> _Task details_: Count the lines below that contain the word "components" and give only the number.

> _Data lines_:
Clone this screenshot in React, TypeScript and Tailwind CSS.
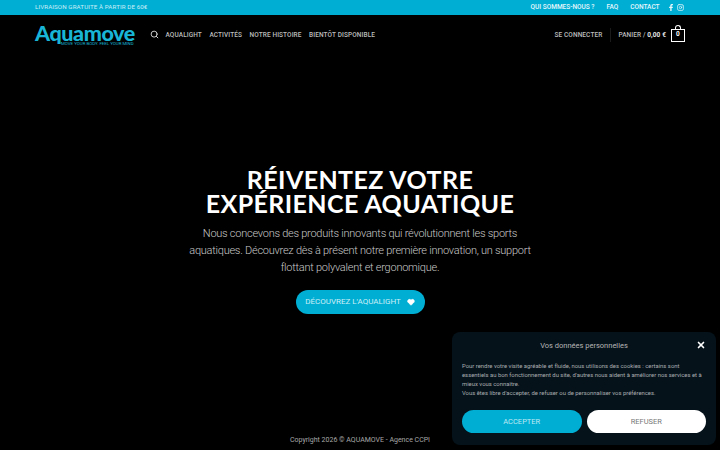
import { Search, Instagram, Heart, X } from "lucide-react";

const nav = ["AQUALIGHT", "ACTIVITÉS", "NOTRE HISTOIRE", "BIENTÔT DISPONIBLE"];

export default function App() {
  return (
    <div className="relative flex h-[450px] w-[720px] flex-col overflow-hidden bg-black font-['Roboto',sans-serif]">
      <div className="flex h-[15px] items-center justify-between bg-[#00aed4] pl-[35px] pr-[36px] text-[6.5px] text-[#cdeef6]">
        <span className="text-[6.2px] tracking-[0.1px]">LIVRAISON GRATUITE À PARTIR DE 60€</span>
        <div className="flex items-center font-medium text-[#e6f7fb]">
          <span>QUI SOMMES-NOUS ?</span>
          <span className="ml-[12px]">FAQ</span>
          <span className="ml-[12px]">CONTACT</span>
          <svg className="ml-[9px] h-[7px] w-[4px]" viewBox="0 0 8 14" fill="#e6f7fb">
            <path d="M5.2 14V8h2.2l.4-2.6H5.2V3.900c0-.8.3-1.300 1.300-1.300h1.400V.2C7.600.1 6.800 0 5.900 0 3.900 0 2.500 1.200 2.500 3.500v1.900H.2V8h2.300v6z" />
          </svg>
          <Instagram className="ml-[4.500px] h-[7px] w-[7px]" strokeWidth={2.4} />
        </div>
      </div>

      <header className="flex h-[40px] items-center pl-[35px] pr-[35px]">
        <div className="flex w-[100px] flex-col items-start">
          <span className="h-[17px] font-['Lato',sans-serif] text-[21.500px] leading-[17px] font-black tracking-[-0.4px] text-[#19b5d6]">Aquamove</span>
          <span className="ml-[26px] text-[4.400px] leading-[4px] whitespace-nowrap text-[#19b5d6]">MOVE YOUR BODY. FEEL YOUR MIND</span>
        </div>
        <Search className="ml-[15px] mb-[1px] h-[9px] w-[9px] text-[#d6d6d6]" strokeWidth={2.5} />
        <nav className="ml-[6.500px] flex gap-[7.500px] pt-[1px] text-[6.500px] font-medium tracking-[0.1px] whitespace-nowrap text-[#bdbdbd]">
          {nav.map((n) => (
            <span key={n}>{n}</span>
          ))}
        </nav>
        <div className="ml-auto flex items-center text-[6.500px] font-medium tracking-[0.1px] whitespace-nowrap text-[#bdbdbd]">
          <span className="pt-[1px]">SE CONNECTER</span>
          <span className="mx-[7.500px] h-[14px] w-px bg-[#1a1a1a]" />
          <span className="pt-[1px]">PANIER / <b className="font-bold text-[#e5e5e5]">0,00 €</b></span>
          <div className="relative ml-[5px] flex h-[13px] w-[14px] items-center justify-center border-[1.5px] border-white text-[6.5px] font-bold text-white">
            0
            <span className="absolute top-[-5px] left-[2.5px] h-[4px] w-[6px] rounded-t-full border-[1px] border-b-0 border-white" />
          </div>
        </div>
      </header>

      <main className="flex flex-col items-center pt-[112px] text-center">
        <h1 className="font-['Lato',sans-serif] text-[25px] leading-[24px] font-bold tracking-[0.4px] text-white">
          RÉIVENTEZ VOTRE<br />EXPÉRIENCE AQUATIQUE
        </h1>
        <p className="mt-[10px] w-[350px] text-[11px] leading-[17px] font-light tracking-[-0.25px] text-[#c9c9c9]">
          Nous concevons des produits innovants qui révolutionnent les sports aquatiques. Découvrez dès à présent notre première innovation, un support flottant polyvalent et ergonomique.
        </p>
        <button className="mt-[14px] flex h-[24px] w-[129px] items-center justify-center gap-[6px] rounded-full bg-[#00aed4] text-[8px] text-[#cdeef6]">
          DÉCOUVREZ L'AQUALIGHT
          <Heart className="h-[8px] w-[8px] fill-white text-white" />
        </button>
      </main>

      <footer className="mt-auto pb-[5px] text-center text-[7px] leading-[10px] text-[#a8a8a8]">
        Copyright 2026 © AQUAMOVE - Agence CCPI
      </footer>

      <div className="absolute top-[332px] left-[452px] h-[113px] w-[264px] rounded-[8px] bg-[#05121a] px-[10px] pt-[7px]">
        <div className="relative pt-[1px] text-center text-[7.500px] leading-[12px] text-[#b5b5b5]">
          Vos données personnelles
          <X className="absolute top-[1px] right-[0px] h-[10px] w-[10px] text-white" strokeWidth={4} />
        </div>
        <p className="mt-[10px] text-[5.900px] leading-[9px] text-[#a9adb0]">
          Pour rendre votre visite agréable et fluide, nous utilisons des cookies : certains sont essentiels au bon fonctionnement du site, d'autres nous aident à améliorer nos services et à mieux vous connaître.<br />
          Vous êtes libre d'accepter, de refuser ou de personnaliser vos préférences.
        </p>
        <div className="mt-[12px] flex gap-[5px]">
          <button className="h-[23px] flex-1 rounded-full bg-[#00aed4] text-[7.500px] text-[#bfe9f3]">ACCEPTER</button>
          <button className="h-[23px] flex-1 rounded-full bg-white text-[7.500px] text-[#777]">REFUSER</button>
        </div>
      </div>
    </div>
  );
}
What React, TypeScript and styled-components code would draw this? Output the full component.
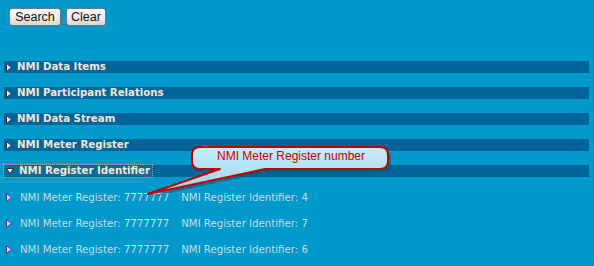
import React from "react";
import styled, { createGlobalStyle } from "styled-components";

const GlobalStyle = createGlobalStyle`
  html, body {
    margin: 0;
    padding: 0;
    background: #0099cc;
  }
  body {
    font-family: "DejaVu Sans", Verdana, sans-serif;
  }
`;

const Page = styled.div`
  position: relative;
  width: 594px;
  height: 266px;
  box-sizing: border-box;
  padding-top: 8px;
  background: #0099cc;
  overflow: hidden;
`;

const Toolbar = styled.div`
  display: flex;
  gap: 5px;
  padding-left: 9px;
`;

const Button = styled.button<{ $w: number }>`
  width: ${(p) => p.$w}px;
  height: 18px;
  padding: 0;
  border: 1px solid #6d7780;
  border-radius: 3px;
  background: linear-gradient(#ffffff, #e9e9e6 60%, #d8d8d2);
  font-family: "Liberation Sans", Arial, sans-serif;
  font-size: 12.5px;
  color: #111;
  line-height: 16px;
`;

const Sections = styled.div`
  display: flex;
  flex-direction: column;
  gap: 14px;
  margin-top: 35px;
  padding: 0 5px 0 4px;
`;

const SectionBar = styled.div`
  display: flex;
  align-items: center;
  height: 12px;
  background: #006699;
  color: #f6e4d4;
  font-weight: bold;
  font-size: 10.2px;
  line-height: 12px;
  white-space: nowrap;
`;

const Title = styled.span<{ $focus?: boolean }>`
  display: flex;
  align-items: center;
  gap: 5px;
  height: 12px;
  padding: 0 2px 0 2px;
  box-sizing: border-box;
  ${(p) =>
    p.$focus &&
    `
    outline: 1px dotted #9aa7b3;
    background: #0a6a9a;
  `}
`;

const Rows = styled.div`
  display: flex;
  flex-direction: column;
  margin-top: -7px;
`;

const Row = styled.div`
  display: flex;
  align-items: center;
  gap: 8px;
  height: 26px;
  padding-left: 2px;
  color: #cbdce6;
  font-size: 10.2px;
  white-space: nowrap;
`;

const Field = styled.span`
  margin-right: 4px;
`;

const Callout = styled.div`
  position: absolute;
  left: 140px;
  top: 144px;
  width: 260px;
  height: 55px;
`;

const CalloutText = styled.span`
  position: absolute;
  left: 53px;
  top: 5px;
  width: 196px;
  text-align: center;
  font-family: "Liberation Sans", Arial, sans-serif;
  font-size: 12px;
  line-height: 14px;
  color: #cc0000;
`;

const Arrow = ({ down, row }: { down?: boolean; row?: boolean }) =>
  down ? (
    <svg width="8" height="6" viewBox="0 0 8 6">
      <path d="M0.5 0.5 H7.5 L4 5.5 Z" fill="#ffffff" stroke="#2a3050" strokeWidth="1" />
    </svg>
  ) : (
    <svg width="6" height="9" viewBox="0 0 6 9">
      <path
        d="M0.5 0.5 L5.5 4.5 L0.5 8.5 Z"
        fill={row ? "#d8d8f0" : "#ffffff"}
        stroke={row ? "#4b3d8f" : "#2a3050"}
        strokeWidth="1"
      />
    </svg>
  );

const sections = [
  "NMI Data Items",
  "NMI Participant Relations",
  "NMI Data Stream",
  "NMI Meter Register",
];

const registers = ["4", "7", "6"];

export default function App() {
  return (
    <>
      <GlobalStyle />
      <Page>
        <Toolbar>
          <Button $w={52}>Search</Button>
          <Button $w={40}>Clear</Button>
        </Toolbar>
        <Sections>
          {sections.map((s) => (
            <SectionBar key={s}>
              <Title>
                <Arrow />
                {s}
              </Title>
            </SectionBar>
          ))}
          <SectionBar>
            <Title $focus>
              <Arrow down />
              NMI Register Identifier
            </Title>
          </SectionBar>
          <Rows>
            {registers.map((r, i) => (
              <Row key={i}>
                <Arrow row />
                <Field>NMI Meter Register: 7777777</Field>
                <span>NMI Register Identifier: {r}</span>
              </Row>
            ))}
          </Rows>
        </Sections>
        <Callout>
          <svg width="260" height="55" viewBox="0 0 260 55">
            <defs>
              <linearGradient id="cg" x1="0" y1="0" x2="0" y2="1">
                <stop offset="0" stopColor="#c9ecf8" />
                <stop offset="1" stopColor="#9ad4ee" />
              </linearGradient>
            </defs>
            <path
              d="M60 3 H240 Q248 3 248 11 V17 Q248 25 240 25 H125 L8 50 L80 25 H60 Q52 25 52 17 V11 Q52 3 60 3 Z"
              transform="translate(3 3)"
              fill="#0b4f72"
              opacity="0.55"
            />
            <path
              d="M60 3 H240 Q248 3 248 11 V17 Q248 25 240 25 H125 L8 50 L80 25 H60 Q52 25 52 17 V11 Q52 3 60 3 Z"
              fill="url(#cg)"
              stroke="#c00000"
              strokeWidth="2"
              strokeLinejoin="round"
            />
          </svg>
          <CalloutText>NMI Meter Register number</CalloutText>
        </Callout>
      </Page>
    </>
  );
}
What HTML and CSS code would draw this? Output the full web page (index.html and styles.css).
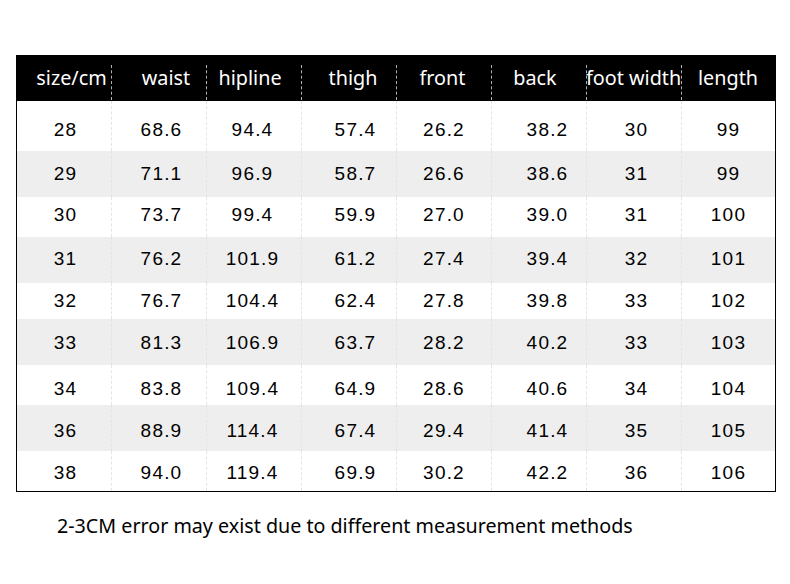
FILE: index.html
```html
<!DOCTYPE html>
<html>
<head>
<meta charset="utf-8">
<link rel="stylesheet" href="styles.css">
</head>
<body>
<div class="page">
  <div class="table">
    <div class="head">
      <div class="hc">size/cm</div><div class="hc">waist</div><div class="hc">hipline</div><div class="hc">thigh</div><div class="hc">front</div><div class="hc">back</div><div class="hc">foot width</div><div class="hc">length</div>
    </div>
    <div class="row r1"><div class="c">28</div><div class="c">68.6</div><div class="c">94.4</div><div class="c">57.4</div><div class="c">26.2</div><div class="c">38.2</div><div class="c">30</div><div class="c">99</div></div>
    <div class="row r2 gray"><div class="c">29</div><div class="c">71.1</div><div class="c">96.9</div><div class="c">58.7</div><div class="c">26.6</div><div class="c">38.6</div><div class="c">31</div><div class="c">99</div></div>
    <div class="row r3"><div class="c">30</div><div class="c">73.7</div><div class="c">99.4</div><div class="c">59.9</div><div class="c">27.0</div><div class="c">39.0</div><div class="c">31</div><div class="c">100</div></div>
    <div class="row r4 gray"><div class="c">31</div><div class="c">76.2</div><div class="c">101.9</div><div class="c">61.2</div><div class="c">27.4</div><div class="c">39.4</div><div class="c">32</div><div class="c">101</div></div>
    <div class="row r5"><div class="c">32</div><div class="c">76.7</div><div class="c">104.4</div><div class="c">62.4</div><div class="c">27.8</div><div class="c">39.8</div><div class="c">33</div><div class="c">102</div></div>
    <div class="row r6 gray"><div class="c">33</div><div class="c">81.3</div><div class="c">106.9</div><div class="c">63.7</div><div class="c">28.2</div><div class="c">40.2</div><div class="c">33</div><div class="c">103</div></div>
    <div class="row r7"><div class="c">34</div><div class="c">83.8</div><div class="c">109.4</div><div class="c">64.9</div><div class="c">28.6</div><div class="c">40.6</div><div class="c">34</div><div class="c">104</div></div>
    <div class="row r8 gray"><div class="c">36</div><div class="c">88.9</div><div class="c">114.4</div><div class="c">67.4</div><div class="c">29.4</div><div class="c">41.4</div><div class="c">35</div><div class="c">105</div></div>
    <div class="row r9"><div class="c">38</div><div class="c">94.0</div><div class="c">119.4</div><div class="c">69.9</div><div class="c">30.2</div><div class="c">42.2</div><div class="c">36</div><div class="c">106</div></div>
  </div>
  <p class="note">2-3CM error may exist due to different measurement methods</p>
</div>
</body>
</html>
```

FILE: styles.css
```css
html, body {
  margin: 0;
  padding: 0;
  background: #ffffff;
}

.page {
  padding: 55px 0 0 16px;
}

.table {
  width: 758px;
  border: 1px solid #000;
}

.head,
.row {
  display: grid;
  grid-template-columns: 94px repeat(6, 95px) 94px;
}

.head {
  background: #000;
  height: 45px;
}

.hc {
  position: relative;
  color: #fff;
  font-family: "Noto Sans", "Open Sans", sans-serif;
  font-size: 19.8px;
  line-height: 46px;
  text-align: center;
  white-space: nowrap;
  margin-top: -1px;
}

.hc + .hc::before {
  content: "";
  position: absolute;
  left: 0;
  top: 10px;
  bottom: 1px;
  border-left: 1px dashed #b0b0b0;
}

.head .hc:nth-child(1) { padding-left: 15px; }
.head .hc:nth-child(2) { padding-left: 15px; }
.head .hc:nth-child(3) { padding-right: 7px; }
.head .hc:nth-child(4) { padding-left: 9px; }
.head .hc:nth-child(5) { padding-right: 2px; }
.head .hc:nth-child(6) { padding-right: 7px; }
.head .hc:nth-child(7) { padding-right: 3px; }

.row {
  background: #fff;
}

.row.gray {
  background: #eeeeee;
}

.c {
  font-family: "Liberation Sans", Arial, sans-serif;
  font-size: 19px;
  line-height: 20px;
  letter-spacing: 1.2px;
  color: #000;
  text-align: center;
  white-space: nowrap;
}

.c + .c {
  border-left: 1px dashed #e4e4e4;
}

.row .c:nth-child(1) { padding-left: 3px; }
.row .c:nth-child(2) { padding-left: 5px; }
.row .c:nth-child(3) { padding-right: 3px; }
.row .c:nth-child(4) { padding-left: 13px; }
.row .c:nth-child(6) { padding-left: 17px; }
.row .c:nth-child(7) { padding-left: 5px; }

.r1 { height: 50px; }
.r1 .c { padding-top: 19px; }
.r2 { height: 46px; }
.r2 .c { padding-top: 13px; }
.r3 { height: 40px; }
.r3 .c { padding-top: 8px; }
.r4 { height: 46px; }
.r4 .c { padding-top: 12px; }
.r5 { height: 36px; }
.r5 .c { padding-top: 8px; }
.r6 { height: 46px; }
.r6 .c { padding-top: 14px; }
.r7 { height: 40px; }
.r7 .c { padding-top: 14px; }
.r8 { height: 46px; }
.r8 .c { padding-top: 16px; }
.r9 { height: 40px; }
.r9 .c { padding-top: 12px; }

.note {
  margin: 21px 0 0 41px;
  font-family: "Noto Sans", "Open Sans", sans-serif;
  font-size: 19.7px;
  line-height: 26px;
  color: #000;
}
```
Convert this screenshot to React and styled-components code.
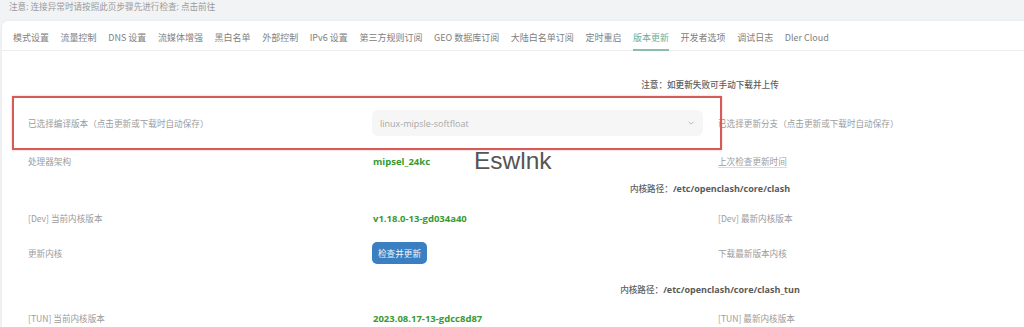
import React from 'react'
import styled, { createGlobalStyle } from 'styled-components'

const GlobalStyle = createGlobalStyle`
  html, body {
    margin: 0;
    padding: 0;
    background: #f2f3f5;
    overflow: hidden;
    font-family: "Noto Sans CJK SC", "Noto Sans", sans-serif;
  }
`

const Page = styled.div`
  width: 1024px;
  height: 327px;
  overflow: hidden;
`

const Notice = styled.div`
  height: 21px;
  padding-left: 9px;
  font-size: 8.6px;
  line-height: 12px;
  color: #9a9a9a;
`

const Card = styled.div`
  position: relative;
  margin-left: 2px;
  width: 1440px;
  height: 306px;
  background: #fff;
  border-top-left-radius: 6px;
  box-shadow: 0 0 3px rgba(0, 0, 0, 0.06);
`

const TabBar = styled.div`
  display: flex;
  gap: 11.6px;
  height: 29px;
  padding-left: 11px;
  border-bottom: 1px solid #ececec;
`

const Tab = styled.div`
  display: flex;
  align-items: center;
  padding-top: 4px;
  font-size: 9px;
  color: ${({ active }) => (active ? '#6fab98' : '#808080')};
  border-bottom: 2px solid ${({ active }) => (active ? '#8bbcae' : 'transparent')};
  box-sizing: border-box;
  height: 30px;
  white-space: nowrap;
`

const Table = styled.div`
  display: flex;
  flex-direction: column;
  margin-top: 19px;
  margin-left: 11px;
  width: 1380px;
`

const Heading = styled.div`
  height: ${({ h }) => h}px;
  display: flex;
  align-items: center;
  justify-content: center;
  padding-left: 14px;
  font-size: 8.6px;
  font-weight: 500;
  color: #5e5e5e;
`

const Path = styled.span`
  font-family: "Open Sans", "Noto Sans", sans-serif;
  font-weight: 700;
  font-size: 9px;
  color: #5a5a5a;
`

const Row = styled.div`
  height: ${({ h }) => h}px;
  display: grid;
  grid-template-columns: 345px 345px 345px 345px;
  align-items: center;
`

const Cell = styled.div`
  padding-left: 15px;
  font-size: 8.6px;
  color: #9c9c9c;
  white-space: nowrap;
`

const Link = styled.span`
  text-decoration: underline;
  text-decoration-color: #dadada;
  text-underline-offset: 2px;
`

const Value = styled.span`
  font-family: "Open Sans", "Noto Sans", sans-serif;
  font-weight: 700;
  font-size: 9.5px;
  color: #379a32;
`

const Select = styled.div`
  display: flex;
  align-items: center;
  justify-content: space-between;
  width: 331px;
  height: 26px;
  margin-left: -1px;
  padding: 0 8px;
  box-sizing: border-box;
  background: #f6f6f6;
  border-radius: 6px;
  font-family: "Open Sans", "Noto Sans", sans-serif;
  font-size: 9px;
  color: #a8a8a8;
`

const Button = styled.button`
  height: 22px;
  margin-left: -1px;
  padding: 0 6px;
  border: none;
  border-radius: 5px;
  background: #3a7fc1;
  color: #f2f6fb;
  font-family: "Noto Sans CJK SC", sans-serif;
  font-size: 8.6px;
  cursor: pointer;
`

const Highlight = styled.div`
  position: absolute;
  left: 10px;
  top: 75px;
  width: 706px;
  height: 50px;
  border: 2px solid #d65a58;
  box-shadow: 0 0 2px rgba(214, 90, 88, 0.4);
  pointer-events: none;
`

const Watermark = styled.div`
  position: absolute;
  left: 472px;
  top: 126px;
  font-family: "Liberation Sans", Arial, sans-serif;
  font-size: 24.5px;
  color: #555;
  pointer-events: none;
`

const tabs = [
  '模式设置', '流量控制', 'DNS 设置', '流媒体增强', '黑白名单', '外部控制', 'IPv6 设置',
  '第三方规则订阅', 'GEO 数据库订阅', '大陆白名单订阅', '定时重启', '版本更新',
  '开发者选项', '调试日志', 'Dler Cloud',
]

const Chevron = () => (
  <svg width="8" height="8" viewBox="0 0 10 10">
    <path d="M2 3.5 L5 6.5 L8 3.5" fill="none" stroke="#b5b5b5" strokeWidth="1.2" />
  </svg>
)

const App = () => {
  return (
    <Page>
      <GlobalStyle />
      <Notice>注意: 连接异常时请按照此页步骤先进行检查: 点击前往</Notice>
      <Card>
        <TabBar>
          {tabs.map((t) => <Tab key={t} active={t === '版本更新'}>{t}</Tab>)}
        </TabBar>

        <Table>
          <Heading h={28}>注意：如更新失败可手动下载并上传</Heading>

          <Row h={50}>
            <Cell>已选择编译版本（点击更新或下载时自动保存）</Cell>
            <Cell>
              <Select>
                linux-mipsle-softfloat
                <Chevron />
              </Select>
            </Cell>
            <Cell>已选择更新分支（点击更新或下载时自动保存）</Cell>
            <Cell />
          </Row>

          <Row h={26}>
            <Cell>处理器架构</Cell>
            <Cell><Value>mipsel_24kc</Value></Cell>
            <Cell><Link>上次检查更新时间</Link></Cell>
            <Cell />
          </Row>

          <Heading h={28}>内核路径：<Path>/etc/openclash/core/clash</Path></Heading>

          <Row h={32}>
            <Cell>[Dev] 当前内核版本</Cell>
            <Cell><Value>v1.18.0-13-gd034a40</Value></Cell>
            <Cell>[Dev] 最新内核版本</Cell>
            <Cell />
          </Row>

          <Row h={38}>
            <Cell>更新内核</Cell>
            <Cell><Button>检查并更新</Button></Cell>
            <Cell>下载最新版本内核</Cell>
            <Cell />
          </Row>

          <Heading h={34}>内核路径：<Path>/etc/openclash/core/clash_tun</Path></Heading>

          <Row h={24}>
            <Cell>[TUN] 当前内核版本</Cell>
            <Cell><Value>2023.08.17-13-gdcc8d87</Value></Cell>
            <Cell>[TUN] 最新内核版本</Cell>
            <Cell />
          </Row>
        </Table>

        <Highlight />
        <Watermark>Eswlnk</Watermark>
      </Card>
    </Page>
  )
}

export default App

> _Written solution_: 4